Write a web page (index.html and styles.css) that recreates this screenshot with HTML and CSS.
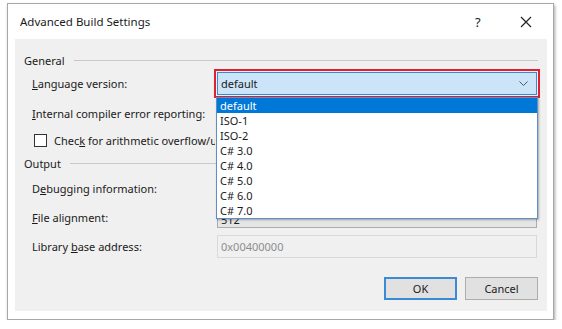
FILE: index.html
```html
<!DOCTYPE html>
<html lang="en">
<head>
    <meta charset="UTF-8">
    <meta name="viewport" content="width=device-width, initial-scale=1.0">
    <title>Advanced Build Settings</title>
    <link rel="stylesheet" href="styles.css">
</head>
<body>
    <div class="dialog">
        <div class="titlebar">
            <span class="title">Advanced Build Settings</span>
            <span class="help">?</span>
            <span class="close">
                <svg width="12" height="12" viewBox="0 0 12 12"><path d="M1 1 L11 11 M11 1 L1 11" stroke="#222" stroke-width="1.2" fill="none"/></svg>
            </span>
        </div>
        <div class="panel">
            <div class="group">
                <span>General</span>
                <span class="rule"></span>
            </div>
            <div class="row row-lang">
                <label class="label"><u>L</u>anguage version:</label>
                <div class="combo combo-active">
                    <span>default</span>
                    <svg class="arrow" width="9" height="5" viewBox="0 0 9 5"><path d="M0.5 0.5 L4.5 4.5 L8.5 0.5" stroke="#555" fill="none"/></svg>
                </div>
            </div>
            <div class="row row-internal">
                <label class="label"><u>I</u>nternal compiler error reporting:</label>
                <div class="combo"></div>
            </div>
            <div class="row row-check">
                <span class="checkbox"></span>
                <label class="check-label">Chec<u>k</u> for arithmetic overflow/underflow</label>
            </div>
            <div class="group group-output">
                <span>Output</span>
                <span class="rule"></span>
            </div>
            <div class="row row-debug">
                <label class="label">D<u>e</u>bugging information:</label>
                <div class="combo"></div>
            </div>
            <div class="row row-file">
                <label class="label"><u>F</u>ile alignment:</label>
                <div class="combo combo-gray">
                    <span class="clip-top">512</span>
                    <svg class="arrow" width="7" height="4" viewBox="0 0 7 4"><path d="M0 0 L7 0 L3.5 4 Z" fill="#555"/></svg>
                </div>
            </div>
            <div class="row row-lib">
                <label class="label">Library <u>b</u>ase address:</label>
                <div class="textbox">0x00400000</div>
            </div>
            <div class="buttons">
                <button class="btn btn-default">OK</button>
                <button class="btn">Cancel</button>
            </div>

            <ul class="dropdown">
                <li class="selected">default</li>
                <li>ISO-1</li>
                <li>ISO-2</li>
                <li>C# 3.0</li>
                <li>C# 4.0</li>
                <li>C# 5.0</li>
                <li>C# 6.0</li>
                <li>C# 7.0</li>
            </ul>
        </div>
    </div>
</body>
</html>
```

FILE: styles.css
```css
body {
    margin: 0;
    background: #fff;
    font-family: "Noto Sans", "Open Sans", sans-serif;
    font-size: 11px;
    color: #1a1a1a;
}
.dialog {
    margin: 3px 0 0 7px;
    width: 545px;
    height: 315px;
    border: 1px solid #a8a8a8;
    background: #fff;
    box-shadow: 1px 2px 3px rgba(0, 0, 0, 0.35);
    display: flex;
    flex-direction: column;
}
.titlebar {
    height: 35px;
    display: flex;
    align-items: center;
    padding: 0 0 0 12px;
}
.title {
    flex: 1;
    font-size: 11.5px;
}
.help {
    width: 12px;
    font-size: 13px;
    margin-right: 33px;
}
.close {
    width: 12px;
    height: 12px;
    margin-right: 21px;
    display: flex;
}
.panel {
    position: relative;
    margin: 0 6px 8px 7px;
    flex: 1;
    background: #f0f0f0;
    padding: 13px 9px 0 9px;
}
.group {
    height: 16px;
    display: flex;
    align-items: center;
}
.group .rule {
    flex: 1;
    height: 1px;
    background: #c8c8c8;
    margin-left: 9px;
}
.group-output {
    margin-top: 3px;
}
.row {
    display: flex;
    align-items: center;
    padding-left: 8px;
    white-space: nowrap;
}
.label {
    width: 185px;
    flex-shrink: 0;
}
.row-lang {
    margin-top: 1px;
    height: 29px;
}
.row-internal {
    margin-top: 2px;
    height: 26px;
}
.row-check {
    margin-top: 2px;
    height: 24px;
    padding-left: 10px;
}
.check-label {
    width: 161px;
    overflow: hidden;
}
.row-debug {
    margin-top: 4px;
    height: 26px;
}
.row-file {
    margin-top: 3px;
    height: 26px;
}
.row-lib {
    margin-top: 4px;
    height: 24px;
}
.combo {
    width: 320px;
    height: 22px;
    box-sizing: border-box;
    border: 1px solid #acacac;
    background: #fff;
    display: flex;
    align-items: center;
    padding: 0 8px 0 3px;
}
.combo span {
    flex: 1;
}
.combo-active {
    height: 23px;
    background: #cce4f7;
    border-color: #3c8ad4;
    outline: 2px solid #e0202e;
    outline-offset: 1px;
}
.combo-gray {
    background: #e5e5e5;
}
.clip-top {
    height: 9px;
    line-height: 4px;
    overflow: hidden;
    align-self: flex-end;
}
.combo-gray .arrow {
    align-self: flex-end;
    margin-bottom: 8px;
}
.checkbox {
    width: 11px;
    height: 11px;
    border: 1px solid #333;
    background: #fff;
    margin-right: 7px;
}
.textbox {
    width: 320px;
    height: 23px;
    box-sizing: border-box;
    border: 1px solid #d9d9d9;
    background: #f0f0f0;
    color: #8d8d8d;
    display: flex;
    align-items: center;
    padding-left: 3px;
}
.buttons {
    display: flex;
    justify-content: flex-end;
    gap: 8px;
    margin-top: 19px;
}
.btn {
    width: 73px;
    height: 23px;
    border: 1px solid #adadad;
    background: #e1e1e1;
    font-family: inherit;
    font-size: 11px;
    color: #1a1a1a;
    padding: 0;
}
.btn-default {
    border: 2px solid #3c8ad4;
}
.dropdown {
    position: absolute;
    top: 58px;
    left: 201px;
    width: 320px;
    margin: 0;
    padding: 0;
    list-style: none;
    background: #fff;
    border: 1px solid #5c8fc8;
    box-shadow: 1px 1px 2px rgba(0, 0, 0, 0.3);
}
.dropdown li {
    height: 15px;
    line-height: 15px;
    padding-left: 3px;
}
.dropdown li.selected {
    background: #0078d7;
    color: #fff;
}
```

------------------------------

## Aim of the task
Pull out each line of the listing that holds the string "styles".

## Answer to the problem
Write a web page (index.html and styles.css) that recreates this screenshot with HTML and CSS.
    <link rel="stylesheet" href="styles.css">
FILE: styles.css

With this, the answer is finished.